Bevorderen van duurzame eiwitconsumptie
Factoren die kunnen helpen bij een duurzame voedselproductie, is de acceptatie van duurzame eiwitten en vermindering van vleesconsumptie. Maar op welke manier kunnen consumenten hiertoe aangezet worden? Om deze vraag te kunnen beantwoorden, heeft Wageningen Economic Research in december 2019 een literatuurstudie uitgevoerd naar gedragsinterventies die duurzame eiwitconsumptie kunnen bevorderen.
Duurzame eiwitconsumptie
De onderzoekers onderscheiden drie typen duurzame eiwitten: de conventionele eiwitten (peulvruchten), nieuwe eiwitten (vooral insecten) en toekomstige eiwitten (zoals kweekvlees). Er is een aparte categorie voor studies gericht op vleesreductie. Op basis van 47 studies hebben de onderzoekers de volgende conclusies getrokken.
Conventionele eiwitten
Er zijn slechts twee studies uitgevoerd naar de acceptatie van peulvruchten. Uit deze studies blijkt dat gevoelens beïnvloeden effectief kan zijn. Te denken valt daarbij aan milieu- of gezondheidsclaims en positieve informatie. Nutriënteninformatie of het proeven van producten hebben geen invloed. Meer onderzoek naar plantaardige producten zoals peulvruchten is gewenst, zeker omdat hierbij veel milieuwinst te halen valt. Verder zou onderzocht kunnen worden wat de invloed van de omgeving is, door bijvoorbeeld peulvruchten een standaardoptie te laten zijn.
Nieuwe eiwitten
Voor nieuwe eiwitten zijn 21 studies bekeken. Deze studies richtten zich met name op communicatieve strategieën: hoe zet je een nieuw product op de markt? Dit begint met heldere communicatie en het motiveren van consumenten om het product te accepteren. Het minder zichtbaar maken van insecten op de verpakking blijkt positief te werken. Ook geven consumenten de voorkeur aan bekende insecten en insectenproducten die bij insecten passen ( bijvoorbeeld een gehaktbal in plaats van melk). Insectenburgers worden minder geaccepteerd dan kipburgers van kippen die insecten eten. Individuele en maatschappelijke voordelen bevorderen ook de consumptie van insecten. Tot slot blijkt het proeven van insecten effectief. Voorlichting heeft een wisselend effect.
Toekomstige eiwitten
Zeven studies waren gericht op toekomstige eiwitten. Bij kweekvlees blijkt een niet-technische beschrijving en gedetailleerde informatie tot een hogere acceptatie. Informatie over de productie van kweekvlees kan juist averechts werken, omdat kweekvlees hierdoor als onnatuurlijk wordt gezien.
Vleesreductie
Elf studies richtten zich op vleesreductie. Bij vleesreductie is aanpassing van bestaand gedrag nodig. Om vleesreductie te bewerkstelligen, kunnen portiegroottes worden aangepast. Te denken valt hierbij aan minder vlees en meer groenten opdienen, of kleinere porties vlees in de supermarkt. Ook het aanbieden van alternatieven en consumenten eraan helpen herinneren om de consumptie van vlees te verminderen is effectief.

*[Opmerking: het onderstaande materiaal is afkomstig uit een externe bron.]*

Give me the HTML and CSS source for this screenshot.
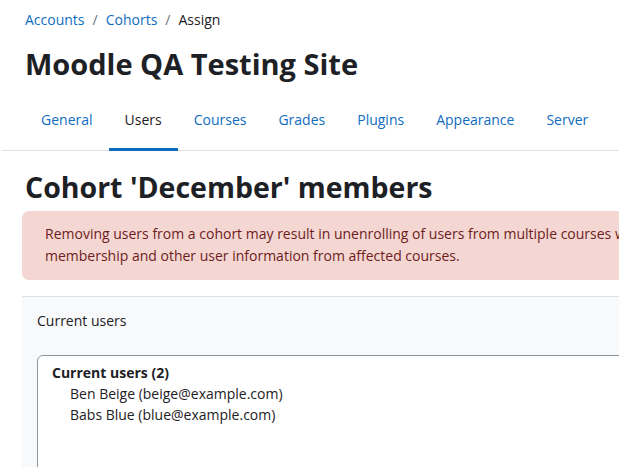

Er zijn geen eenduidige uitspraken te doen in hoeverre de strategieën verschillen tussen de typen duurzame eiwitten. De meeste studies zijn gericht op één type alternatieve eiwitbron. Ook het type interventie verschilt tussen de studies, waardoor ze moeilijk te vergelijken zijn. Voor toekomstige studies kan het daarom interessant zijn om een interventiestrategie te toetsen voor verschillende alternatieve eiwitbronnen.